Francisco’s Tides Foundation has given $1.5 million to anti-war

efforts since September 11, 2001, according to The Times,

including paying the salary for the director of the Win Without

War coalition. Similarly, the Turner Foundation and the San

Francisco-based Plowshares Fund have provided $1.5 million in

funding to TrueMajority.com, allowing the activist group to pay

for five full-time staffers and six consultants.

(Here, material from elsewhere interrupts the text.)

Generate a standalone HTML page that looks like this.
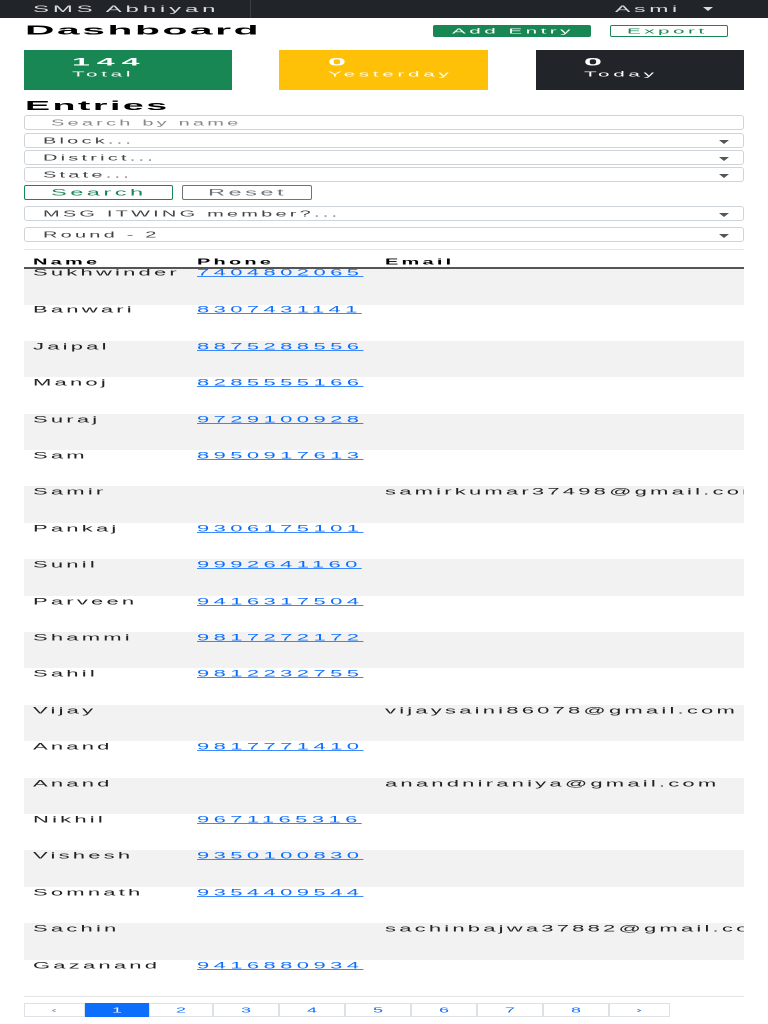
<!DOCTYPE html>
<html><head><meta charset="utf-8"><style>
*{margin:0;padding:0;box-sizing:border-box}
body{width:768px;height:1024px;overflow:hidden;background:#fff;font-family:"Liberation Sans",sans-serif;position:relative}
.a{position:absolute;line-height:0}
.s{display:inline-block;transform:scale(2,0.8);transform-origin:0 0;white-space:nowrap;letter-spacing:1.6px;font-size:11px;line-height:11px}
.inp{position:absolute;left:24px;width:720px;border:1px solid #ced4da;border-radius:3px;background:#fff}
.inp .s{position:absolute;left:18px;top:3px;color:#444;font-size:10px}
.car{position:absolute;right:14px;top:6px;width:0;height:0;border-left:5px solid transparent;border-right:5px solid transparent;border-top:4px solid #555}
.row{position:absolute;left:24px;width:720px;height:36.4px;overflow:hidden}
.row .s{position:absolute;top:2px;color:#222}
.row .p{color:#0d6efd;text-decoration:underline;letter-spacing:2.2px}
.pg{position:absolute;top:1003px;height:14px;border:1px solid #dee2e6;color:#0d6efd}
.pg .s{position:absolute;top:2px;font-size:9px;letter-spacing:1px}
</style></head><body>
<div class="a" style="left:0;top:0;width:768px;height:18px;background:#212529"></div>
<div class="a" style="left:250px;top:0;width:1px;height:18px;background:#3a3f44"></div>
<div class="a" style="left:33px;top:5px"><span class="s" style="color:#ddd;font-size:10px;transform:scale(2.4,0.9)">SMS Abhiyan</span></div>
<div class="a" style="left:615px;top:5px"><span class="s" style="color:#ddd;font-size:10px;transform:scale(2.3,0.9)">Asmi</span></div>
<div class="a" style="left:703px;top:7px;border-left:5px solid transparent;border-right:5px solid transparent;border-top:4px solid #ddd"></div>

<div class="a" style="left:25px;top:25px"><span class="s" style="font-weight:bold;font-size:16px;line-height:16px;letter-spacing:1px;transform:scale(2.55,0.8)">Dashboard</span></div>
<div class="a" style="left:433px;top:25px;width:158px;height:12px;background:#198754;border-radius:2px"></div>
<div class="a" style="left:452px;top:28px"><span class="s" style="color:#fff;font-size:9px;line-height:9px;letter-spacing:1.5px;transform:scale(2.3,0.8)">Add Entry</span></div>
<div class="a" style="left:610px;top:25px;width:118px;height:12px;border:1px solid #198754;border-radius:2px"></div>
<div class="a" style="left:627px;top:28px"><span class="s" style="color:#198754;font-size:9px;line-height:9px;letter-spacing:1.5px;transform:scale(2.3,0.8)">Export</span></div>

<div class="a" style="left:24px;top:50px;width:208px;height:40px;background:#198754"></div>
<div class="a" style="left:279px;top:50px;width:209px;height:40px;background:#ffc107"></div>
<div class="a" style="left:536px;top:50px;width:208px;height:40px;background:#212529"></div>
<div class="a" style="left:72px;top:56px"><span class="s" style="color:#fff;font-weight:bold;font-size:14px;line-height:14px;letter-spacing:3px;transform:scale(2.3,0.8)">144</span></div>
<div class="a" style="left:72px;top:71px"><span class="s" style="color:#fff;font-size:9px;line-height:9px;transform:scale(2.3,0.8)">Total</span></div>
<div class="a" style="left:328px;top:56px"><span class="s" style="color:#fff;font-weight:bold;font-size:14px;line-height:14px;letter-spacing:3px;transform:scale(2.3,0.8)">0</span></div>
<div class="a" style="left:328px;top:71px"><span class="s" style="color:#fff;font-size:9px;line-height:9px;transform:scale(2.3,0.8)">Yesterday</span></div>
<div class="a" style="left:584px;top:56px"><span class="s" style="color:#fff;font-weight:bold;font-size:14px;line-height:14px;letter-spacing:3px;transform:scale(2.3,0.8)">0</span></div>
<div class="a" style="left:584px;top:71px"><span class="s" style="color:#fff;font-size:9px;line-height:9px;transform:scale(2.3,0.8)">Today</span></div>

<div class="a" style="left:25px;top:100px"><span class="s" style="font-weight:bold;font-size:15px;line-height:15px;letter-spacing:1px;transform:scale(2.5,0.85)">Entries</span></div>

<div class="inp" style="top:115px;height:15px"><span class="s" style="left:26px;color:#888">Search by name</span></div>
<div class="inp" style="top:133px;height:15px"><span class="s">Block...</span><div class="car"></div></div>
<div class="inp" style="top:150px;height:15px"><span class="s">District...</span><div class="car"></div></div>
<div class="inp" style="top:167px;height:15px"><span class="s">State...</span><div class="car"></div></div>
<div class="a" style="left:24px;top:185px;width:149px;height:15px;border:1px solid #198754;border-radius:2px"></div>
<div class="a" style="left:51px;top:189px"><span class="s" style="color:#198754;font-size:11px;transform:scale(2.15,0.8)">Search</span></div>
<div class="a" style="left:182px;top:185px;width:130px;height:15px;border:1px solid #6c757d;border-radius:2px"></div>
<div class="a" style="left:208px;top:189px"><span class="s" style="color:#6c757d;font-size:11px;transform:scale(2.15,0.8)">Reset</span></div>
<div class="inp" style="top:206px;height:15px"><span class="s">MSG ITWING member?...</span><div class="car"></div></div>
<div class="inp" style="top:227px;height:15px"><span class="s">Round - 2</span><div class="car"></div></div>
<div class="a" style="left:24px;top:249px;width:720px;height:1px;background:#e5e5e5"></div>

<div class="a" style="left:33px;top:258px"><span class="s" style="font-weight:bold;font-size:10px">Name</span></div>
<div class="a" style="left:197px;top:258px"><span class="s" style="font-weight:bold;font-size:10px">Phone</span></div>
<div class="a" style="left:385px;top:258px"><span class="s" style="font-weight:bold;font-size:10px">Email</span></div>
<div class="a" style="left:24px;top:267px;width:720px;height:2px;background:#555"></div>

<div class="row" style="top:269px;background:#f2f2f2"><span class="s" style="left:9px;top:0">Sukhwinder</span><span class="s p" style="left:173px;top:0">7404802065</span></div>
<div class="row" style="top:304.4px"><span class="s" style="left:9px">Banwari</span><span class="s p" style="left:173px">8307431141</span></div>
<div class="row" style="top:340.8px;background:#f2f2f2"><span class="s" style="left:9px">Jaipal</span><span class="s p" style="left:173px">8875288556</span></div>
<div class="row" style="top:377.2px"><span class="s" style="left:9px">Manoj</span><span class="s p" style="left:173px">8285555166</span></div>
<div class="row" style="top:413.6px;background:#f2f2f2"><span class="s" style="left:9px">Suraj</span><span class="s p" style="left:173px">9729100928</span></div>
<div class="row" style="top:450px"><span class="s" style="left:9px">Sam</span><span class="s p" style="left:173px">8950917613</span></div>
<div class="row" style="top:486.4px;background:#f2f2f2"><span class="s" style="left:9px">Samir</span><span class="s" style="left:361px">samirkumar37498@gmail.com</span></div>
<div class="row" style="top:522.8px"><span class="s" style="left:9px">Pankaj</span><span class="s p" style="left:173px">9306175101</span></div>
<div class="row" style="top:559.2px;background:#f2f2f2"><span class="s" style="left:9px">Sunil</span><span class="s p" style="left:173px">9992641160</span></div>
<div class="row" style="top:595.6px"><span class="s" style="left:9px">Parveen</span><span class="s p" style="left:173px">9416317504</span></div>
<div class="row" style="top:632px;background:#f2f2f2"><span class="s" style="left:9px">Shammi</span><span class="s p" style="left:173px">9817272172</span></div>
<div class="row" style="top:668.4px"><span class="s" style="left:9px">Sahil</span><span class="s p" style="left:173px">9812232755</span></div>
<div class="row" style="top:704.8px;background:#f2f2f2"><span class="s" style="left:9px">Vijay</span><span class="s" style="left:361px">vijaysaini86078@gmail.com</span></div>
<div class="row" style="top:741.2px"><span class="s" style="left:9px">Anand</span><span class="s p" style="left:173px">9817771410</span></div>
<div class="row" style="top:777.6px;background:#f2f2f2"><span class="s" style="left:9px">Anand</span><span class="s" style="left:361px">anandniraniya@gmail.com</span></div>
<div class="row" style="top:814px"><span class="s" style="left:9px">Nikhil</span><span class="s p" style="left:173px">9671165316</span></div>
<div class="row" style="top:850.4px;background:#f2f2f2"><span class="s" style="left:9px">Vishesh</span><span class="s p" style="left:173px">9350100830</span></div>
<div class="row" style="top:886.8px"><span class="s" style="left:9px">Somnath</span><span class="s p" style="left:173px">9354409544</span></div>
<div class="row" style="top:923.2px;background:#f2f2f2"><span class="s" style="left:9px">Sachin</span><span class="s" style="left:361px">sachinbajwa37882@gmail.com</span></div>
<div class="row" style="top:959.6px"><span class="s" style="left:9px">Gazanand</span><span class="s p" style="left:173px">9416880934</span></div>
<div class="a" style="left:24px;top:996px;width:720px;height:1px;background:#e5e5e5"></div>

<div class="pg" style="left:24px;width:61px"><span class="s" style="left:26px;color:#888">&lsaquo;</span></div>
<div class="pg" style="left:85px;width:64px;background:#0d6efd;border-color:#0d6efd"><span class="s" style="left:26px;color:#fff">1</span></div>
<div class="pg" style="left:149px;width:64px"><span class="s" style="left:26px">2</span></div>
<div class="pg" style="left:213px;width:66px"><span class="s" style="left:27px">3</span></div>
<div class="pg" style="left:279px;width:66px"><span class="s" style="left:27px">4</span></div>
<div class="pg" style="left:345px;width:66px"><span class="s" style="left:27px">5</span></div>
<div class="pg" style="left:411px;width:66px"><span class="s" style="left:27px">6</span></div>
<div class="pg" style="left:477px;width:66px"><span class="s" style="left:27px">7</span></div>
<div class="pg" style="left:543px;width:66px"><span class="s" style="left:27px">8</span></div>
<div class="pg" style="left:609px;width:61px"><span class="s" style="left:26px">&rsaquo;</span></div>
</body></html>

Even so, executives at liberal foundations acknowledge

that culture clashes between liberal activists and their

foundation benefactors are a regular occurrence. The very concept

of private foundations should make liberals uncomfortable,

explains Larry Kressley, executive director of the Public Welfare

Foundation. “Foundations preserve the influence and resources of

rich people,” he said.

Such an objection, of course, is not a problem for

conservative activists. But, says Kressley, “a left way of

thinking would be that in a just society, foundations wouldn’t

exist. It’s almost an oxymoron to have ‘progressive’ and

‘foundation’ in the same phrase.”

Throughout the history of liberal movements, most have

risen from the grassroots, said Gara LaMarche, vice president and

director of U.S. programs for the Open Society Institute. That

may be an inherent difference between liberal and conservative

activism. Liberal activists, LaMarche said, should do everything

they can “to leverage foundations, but [should] recognize that

foundations are only part of what needs to change” in order for

liberal movements to gain traction in Washington.

Meanwhile, conservative grant-makers, spared any cultural

clashes with their movement activists and intellectuals, or with

their generous benefactors, are just hoping to build on their

successes. The Bradley Foundation, for one, has recently launched

an effort to recruit additional conservative foundations into the

fold.

“We think that over the course of the next few years,

there will be a tremendous amount of wealth transferred to

philanthropic foundations,” Grebe said. “We would like to make

sure that more of it goes to conservative causes.”